The topic here is not what hinders the album as such; it's how the band tackles the songs with generic pop structures and how Evans seems incapable of providing anything in the way of insight in her lyrics. Where artists like Alanis Morissette, PJ Harvey, Shivaree and King Creosote use inventive turns of phrase, wit and clever double entendres to give dimensions to their situations, Evans falls back on tired clichés (“Even though you're near, you seem so far away”) and bizarre poetic illustrations (“Like a clock, like a mother, you were curiously free”. What the hell is that supposed to mean?). Further compounded by the fact that her delivery fails plumb much emotional depth, it all goes on for sixteen tracks - over seventy mind numbing minutes.

The album's production and instrumentation could have almost made up for this. Mixing the guitar riffs of Kokopelli with the drum'n'bass of the excellent Resist, the title track, 'Damage', has some excellent languid tribal beats which then give way to crisp and sleekly produced 'Overkill'.

Ironically, it's all these digital noises that provides the best track on the album with its emotional heft; like The Knife's 'The Captain', 'Analogue Street Dub' opens with extended and heavily layered synth horns which build to a speaker shuddering crescendo before a gorgeous, low-key refrain kicks in. This track also represents one of the few occasions when Evans actually sounds like means and feels what she is saying.

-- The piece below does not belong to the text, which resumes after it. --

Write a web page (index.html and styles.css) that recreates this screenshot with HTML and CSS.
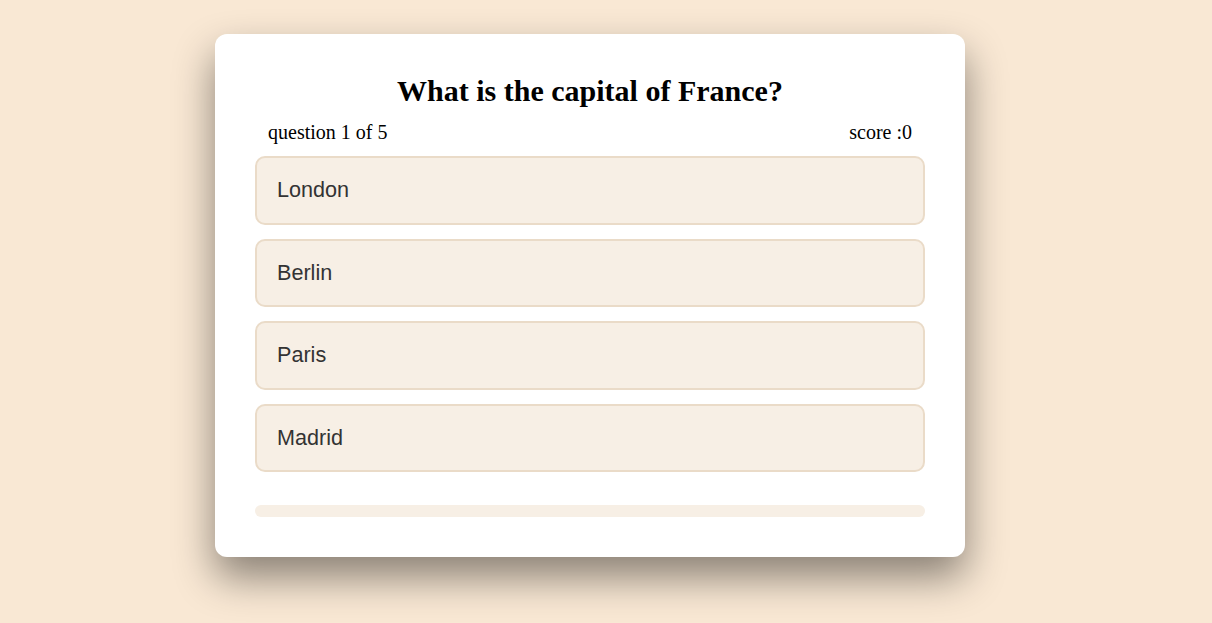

This track, unfortunately, comes far too late in the album and chances are that you would have switched off by then. The production takes such a bland turn with the embarrassingly girlish 'Guilty' that your attention is only recovered when Evans screams “It's over!” five songs later, on 'Thief'. Excited, you turn to the tracklisting to see if she means it, but no: there are still seven largely emotionally inert and thematically repetitive songs to go before this thing ends.